Welcome on board as we discuss the elementary part of Statistics that has to do with the Concepts of Probability.
Before then, let’s get ourselves familiar with R Software.
#What is R?
R is a free statistical software created by statisticians Ross Ihaka and Robert Gentleman and supported by R Core Team and the R Foundation for Statistical Computing.
#Where can I Find R?
Visit: https://cran.r-project.org/
Follow the instructions for free download and install in your system.
Display of the R Console (A Tool to type command and see the result of the command)

#What is Probability?
Probability can be defined as a quantity from 0 to 1used to measure the likelihood or the chance of an event occurring.
#Two Approaches of Probability
*Classical Approach -This probability approach assumes equally likely outcomes based on prior knowledge.
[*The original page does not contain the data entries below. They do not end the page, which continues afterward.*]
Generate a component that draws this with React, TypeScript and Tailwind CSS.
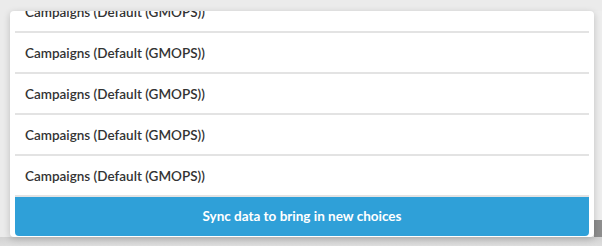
import React from "react";

const rows = Array.from({ length: 5 }, () => "Campaigns (Default (GMOPS))");

export default function App() {
  return (
    <div className="relative h-[246px] w-[602px] overflow-hidden bg-[#ebebeb] font-['Lato','Open_Sans',sans-serif]">
      {/* thing peeking out below the dropdown */}
      <div className="absolute left-[233px] top-[243px] h-[10px] w-[155px] rounded-t-[6px] bg-[#bcd5b0]" />
      <div className="absolute left-0 top-[237px] h-[9px] w-full bg-gradient-to-b from-[#d2d2d2] to-[#dedede]" />

      <div className="flex pt-[11px] pl-[10px]">
        <div className="relative z-10 flex h-[226px] w-[584px] flex-col overflow-hidden rounded-[4px] bg-white shadow-[0_2px_7px_rgba(0,0,0,0.2)]">
          <div className="flex-1 overflow-hidden px-[5px]">
            <ul className="-mt-[19px]">
              {rows.map((label, i) => (
                <li
                  key={i}
                  className="flex h-[41px] items-center border-b-2 border-[#e3e3e3] px-[10px] pt-[1px] text-[13.5px] font-semibold text-[#333333]"
                >
                  {label}
                </li>
              ))}
            </ul>
          </div>
          <div className="px-[5px] pb-[1px]">
            <button
              type="button"
              className="flex h-[39px] w-full items-center justify-center rounded-b-[4px] bg-[#2fa0d8] text-[13.5px] font-bold text-white"
            >
              Sync data to bring in new choices
            </button>
          </div>
        </div>
        {/* scrollbar strip */}
        <div className="flex h-[226px] w-[8px] flex-col justify-end bg-[#ededed]">
          <div className="h-[17px] w-full bg-[#8e8e8e]" />
        </div>
      </div>
    </div>
  );
}
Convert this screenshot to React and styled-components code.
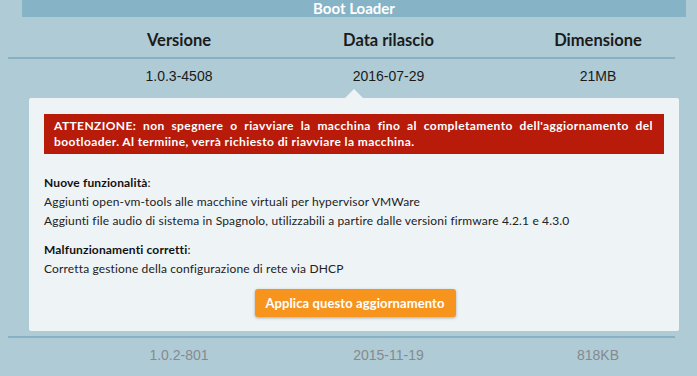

*Relative Frequency – This approach is based on observed occurrences over a large number of trials.
Formula
P(A) = n(A)/n(S)
Or
P(A) = f/n
Where
P(A) = number of event A
n(S) = number all possible events = sample space
f = frequency of a sub group
n = Total frequency of all the groups = sample size

##llustrative Examples (R-4.4.0)
#Example 1 (Classical Approach)
An unbiased coin has two sides Head (H) and Tail (T). This implies that each side has an equal chance of occurrence when toss or flip. What is the probability of having a head when the coin is tossed once?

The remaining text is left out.